One might also consider who the FTC is not listening to. The hearings have been held in Washington with little apparent attempt to engage the public or include the voices of those most affected by concentrated power. The discussions have received scant coverage in the media.
Still, there have been bright spots.
One was a lively discussion about whether antitrust enforcement should continue to be guided by the consumer welfare standard. Adopted in the 1980s, this framework orients all of antitrust enforcement, including merger reviews, to be solely focused on lowering consumer prices. If a company with monopoly power is offering low prices, it’s allowed to kill off competitors, encouraged to squeeze workers, and licensed to dominate markets.

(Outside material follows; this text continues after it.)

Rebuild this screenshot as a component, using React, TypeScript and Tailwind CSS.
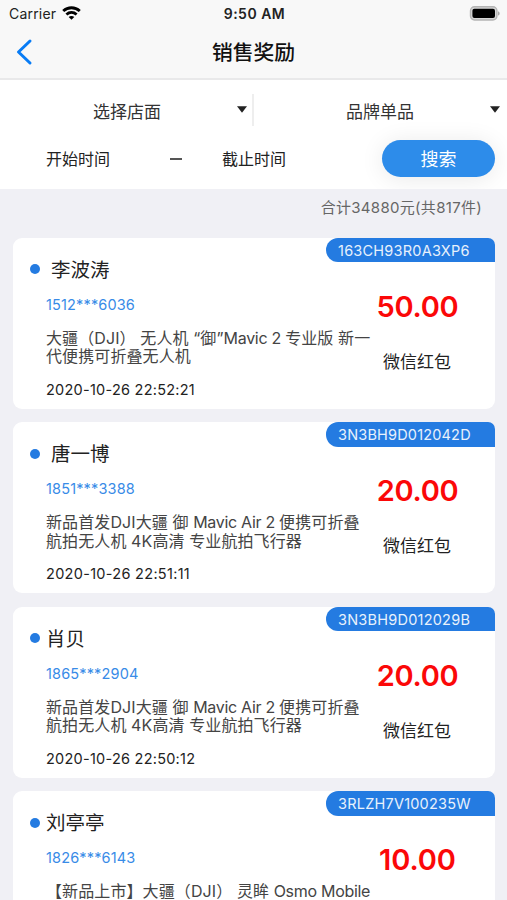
import React from "react";

type Reward = {
  name: string;
  nameClass: string;
  phone: string;
  lines: { key: string; body: React.ReactNode }[];
  time?: string;
  timeClass?: string;
  method?: string;
  serial: string;
  serialClass: string;
  amount: string;
  amountClass: string;
};

function Latin({ children }: { children: React.ReactNode }) {
  return <span className="tracking-[-0.3px]">{children}</span>;
}

const airLines = [
  { key: "a", body: <>新品首发DJI大疆 御 <Latin>Mavic Air 2 </Latin>便携可折叠</> },
  { key: "b", body: <>航拍无人机 4K高清 专业航拍飞行器</> },
];

const rewards: Reward[] = [
  {
    name: "李波涛",
    nameClass: "pl-[11px]",
    phone: "1512***6036",
    lines: [
      { key: "a", body: <>大疆（DJI） 无人机 “御”<Latin>Mavic 2 </Latin>专业版 新一</> },
      { key: "b", body: <>代便携可折叠无人机</> },
    ],
    time: "2020-10-26 22:52:21",
    timeClass: "tracking-[0.25px]",
    method: "微信红包",
    serial: "163CH93R0A3XP6",
    serialClass: "tracking-[0.23px]",
    amount: "50.00",
    amountClass: "tracking-[-0.3px]",
  },
  {
    name: "唐一博",
    nameClass: "pl-[11px]",
    phone: "1851***3388",
    lines: airLines,
    time: "2020-10-26 22:51:11",
    timeClass: "tracking-[0.3px]",
    method: "微信红包",
    serial: "3N3BH9D012042D",
    serialClass: "tracking-[0.18px]",
    amount: "20.00",
    amountClass: "tracking-[-0.3px]",
  },
  {
    name: "肖贝",
    nameClass: "pl-[6px]",
    phone: "1865***2904",
    lines: airLines,
    time: "2020-10-26 22:50:12",
    timeClass: "tracking-[0.25px]",
    method: "微信红包",
    serial: "3N3BH9D012029B",
    serialClass: "tracking-[0.23px]",
    amount: "20.00",
    amountClass: "tracking-[-0.3px]",
  },
  {
    name: "刘亭亭",
    nameClass: "pl-[6px]",
    phone: "1826***6143",
    lines: [{ key: "a", body: <>【新品上市】大疆（DJI） 灵眸 <Latin>Osmo Mobile</Latin></> }],
    serial: "3RLZH7V100235W",
    serialClass: "tracking-[0.22px]",
    amount: "10.00",
    amountClass: "tracking-[-0.1px]",
  },
];

function StatusBar() {
  return (
    <div className="grid h-7 grid-cols-3 items-center pr-[7px] pl-[9px] text-[14px] leading-none text-[#222]">
      <div className="flex items-center gap-[6px]">
        <span className="tracking-[0.2px]">Carrier</span>
        <svg className="-mt-[2px]" width="19" height="14" viewBox="0 0 19 14" fill="none" stroke="#000" strokeWidth="2.8">
          <path d="M1.2 5.1C6 .6 13 .6 17.8 5.1" />
          <path d="M4.4 8.5c3-2.7 7.2-2.7 10.2 0" />
          <path d="M9.5 13.8 6.7 11c1.6-1.4 4-1.4 5.6 0z" fill="#000" stroke="none" />
        </svg>
      </div>
      <span className="text-center font-semibold tracking-[0.5px]">9:50 AM</span>
      <svg className="-mt-[2px] justify-self-end" width="31" height="15" viewBox="0 0 31 15">
        <rect x="1.5" y="0.8" width="26.4" height="13.2" rx="4" fill="#d8d8d8" stroke="#b4b4b4" strokeWidth="1.4" />
        <rect x="3.4" y="2.8" width="22.6" height="9.2" rx="2" fill="#000" />
        <path d="M29 5.2c2.2.8 2.2 3.6 0 4.4z" fill="#aaa" />
      </svg>
    </div>
  );
}

function Caret() {
  return (
    <svg className="-mt-[2px]" width="10" height="7" viewBox="0 0 10 7">
      <path d="M0 .3h10L5 6.8z" fill="#222" />
    </svg>
  );
}

function Filters() {
  return (
    <section className="h-[109px] shrink-0 overflow-hidden bg-white pt-[14px] text-[#333]">
      <div className="flex h-8 items-center text-[17px]">
        <div className="flex h-8 w-[254px] items-center justify-between border-r-2 border-[#eee] pr-[5px] pl-[93px]">
          <span className="pt-[6px]">选择店面</span>
          <Caret />
        </div>
        <div className="flex h-8 flex-1 items-center justify-between pr-[7px] pl-[92px]">
          <span className="pt-[6px]">品牌单品</span>
          <Caret />
        </div>
      </div>
      <div className="mt-[14px] flex h-[37px] items-center pr-[12px] pl-[46px] text-[16px] text-[#222]">
        <span className="w-[124px]">开始时间</span>
        <span className="h-[2px] w-3 bg-[#555]" />
        <span className="ml-10">截止时间</span>
        <button className="ml-auto h-[37px] w-[113px] rounded-full bg-[#2d8cea] pt-[2px] text-[18px] text-white shadow-[0_2px_24px_rgba(0,0,0,0.09)]">
          搜索
        </button>
      </div>
    </section>
  );
}

function RewardCard({ item }: { item: Reward }) {
  return (
    <article className="relative flex h-[171px] shrink-0 rounded-[9px] bg-white">
      <div className="flex w-[358px] flex-col">
        <div className="mt-[18px] flex h-[27px] items-center pl-[17px]">
          <span className="size-[10px] rounded-full bg-[#247be1]" />
          <span className={"pt-[2px] text-[19.5px] text-[#222] " + item.nameClass}>{item.name}</span>
        </div>
        <div className="flex flex-col pl-[33px] whitespace-nowrap">
          <span className="mt-[12px] text-[14.5px] leading-[20px] tracking-[0.15px] text-[#388be7]">{item.phone}</span>
          <div className="mt-[14px] text-[16px] leading-[18.5px] tracking-[0.1px] text-[#444]">
            {item.lines.map((line) => (
              <p key={line.key} className="w-max">{line.body}</p>
            ))}
          </div>
          {item.time && (
            <time className={"mt-[14px] text-[14.5px] leading-[20px] text-[#222] " + item.timeClass}>{item.time}</time>
          )}
        </div>
      </div>
      <div className="flex w-[93px] flex-col items-center">
        <span className={"mt-[51px] text-[29px] leading-[36px] font-semibold text-[#fb0808] " + item.amountClass}>{item.amount}</span>
        {item.method && (
          <span className="mt-[25px] mr-[1px] text-[17px] leading-[24px] text-[#222]">{item.method}</span>
        )}
      </div>
      <div className="absolute top-0 right-0 flex h-[24.5px] w-[169px] items-center rounded-tl-[12.25px] rounded-tr-[7px] rounded-bl-[12.25px] bg-[#247be1] pt-[1px] pl-[12.5px] text-[14.5px] text-[#e8f1fc]">
        <span className={item.serialClass}>{item.serial}</span>
      </div>
    </article>
  );
}

export default function App() {
  return (
    <main className="flex h-[900px] w-[507px] flex-col overflow-hidden bg-[#f0f0f5] font-[Inter,'Noto_Sans_CJK_SC',sans-serif]">
      <header className="h-20 shrink-0 border-b-2 border-[#e9e9ea] bg-[#f8f8f8]">
        <StatusBar />
        <div className="grid h-[49px] grid-cols-[100px_1fr_100px] items-center">
          <svg className="-mt-px ml-[15px]" width="18" height="28" viewBox="0 0 18 28" fill="none">
            <path d="M15 3 3.5 14 15 25" stroke="#087cf5" strokeWidth="3" strokeLinecap="round" strokeLinejoin="round" />
          </svg>
          <h1 className="pt-[1px] text-center text-[20.8px] font-medium text-[#111]">销售奖励</h1>
        </div>
      </header>
      <Filters />
      <p className="flex h-[48.7px] shrink-0 items-start justify-end pt-[8px] pr-[25px] text-[15px] leading-[22px] tracking-[0.3px] text-[#666]">
        合计34880元(共817件)
      </p>
      <div className="flex flex-col gap-[13.5px] pr-[12.5px] pl-[13px]">
        {rewards.map((item) => (
          <RewardCard key={item.serial} item={item} />
        ))}
      </div>
    </main>
  );
}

Yesterday, a series of speakers made a compelling case against the consumer welfare standard (video of the panel will be posted here). “Forty years into the experiment, we have to admit that it has not succeeded,” Tim Wu, a law professor at Columbia, said. “It has, in fact, failed.” Also on the panel was Barry Lynn, director of the Open Markets Institute, who gave a rousing speech on the history of antimonopoly policy and argued that the consumer welfare standard “inverts the original purpose” of these laws. Maurice Stucke, a law professor at the University of Tennessee, outlined an alternative framework that he called the “effective competition standard.” The panel was followed by two sessions of debate with defenders of the status quo.
Another bright spot came in a series of sessions two weeks ago on the power of tech platforms. In opening remarks, FTC Commissioner Rohit Chopra urged the FTC to get a better handle on digital platforms and the distinct threats they pose. “These marketplaces do not operate like those we read about in history or in our economics textbooks. If we do not understand them, we are in big trouble,” he said. Digital markets differ from traditional markets because of the role and implications of mass data surveillance, he explained. Online marketplaces are also governed by “privately established rules and regulations” — the terms set by platform operators like Amazon and Facebook — a dynamic that raises fundamental questions of fairness and the public interest.
In the sessions that followed his remarks, several panelists highlighted the problems created by monopolies like Facebook and Amazon, and offered concrete steps the FTC could take to restore competition. “When enforcers look at tech platform acquisitions, they shouldn’t get distracted by promises of short-term consumer welfare enhancements, because what benefits consumers is competition,” noted Sally Hubbard, an attorney and senior editor at The Capitol Forum. (Her remarks can be found at 0:21 here.) She argued that the FTC should automatically require a higher level of scrutiny and additional information when a dominant tech firm wants to buy another company, even a small one. This process is known as a “second request.” Notably, the FTC did not initiate a second request in the Amazon-Whole Foods merger.
That idea was echoed by Lina Khan, a fellow at Columbia Law School, who made the case that tech platforms have created barriers to entry for new startups, sometimes using data from acquisitions to monitor market conditions and crush or gobble up small companies before they become a competitive threat. She cited Facebook’s purchase of Onavo, which gave the social media giant a kind of an early detection system for spotting popular new phone apps. She also pointed to recent research showing a sharp drop in venture capital funding for startups that compete in any way with Amazon, Facebook, or Google. (Her remarks can be found at 0:50 here.)
Twelve state attorneys general also weighed in on the power of the tech platforms in a comment letter, signaling that they’ve begun to scrutinize these companies on antitrust grounds. In the letter, they note that the platforms’ control of massive amounts of data can shield them from competitive challenges, and can be used to expand into new lines of business with a built-in advantage.
ILSR’s public comments to the FTC on Amazon’s monopoly power were quoted twice by moderators of two separate panels. Barbara Blank, a deputy assistant director at the FTC, asked panelists to respond to our contention that Amazon “uses its dominant gatekeeper position to undermine competition from rival retailers and manufacturers that depend on its platform to reach the online market.” (At 0:59:48 here.) In another panel, panelists were asked to respond to our analysis of how Amazon uses its Prime program to lock-in consumers and minimize competition. (At 1:01:29 here.)
In both cases, panelists didn’t engage much with the question. Judith Chevalier of the Yale School of Management responded by noting, “As long as there is a consumer welfare standard, it is hard to see how Prime would warrant extra antitrust scrutiny.”
Fortunately, the future of the consumer welfare standard is no longer assured. Although there are strong vested interests in maintaining the status quo, and those voices have dominated the FTC’s hearings, yesterday’s debate made clear that a significant fault line has begun to emerge.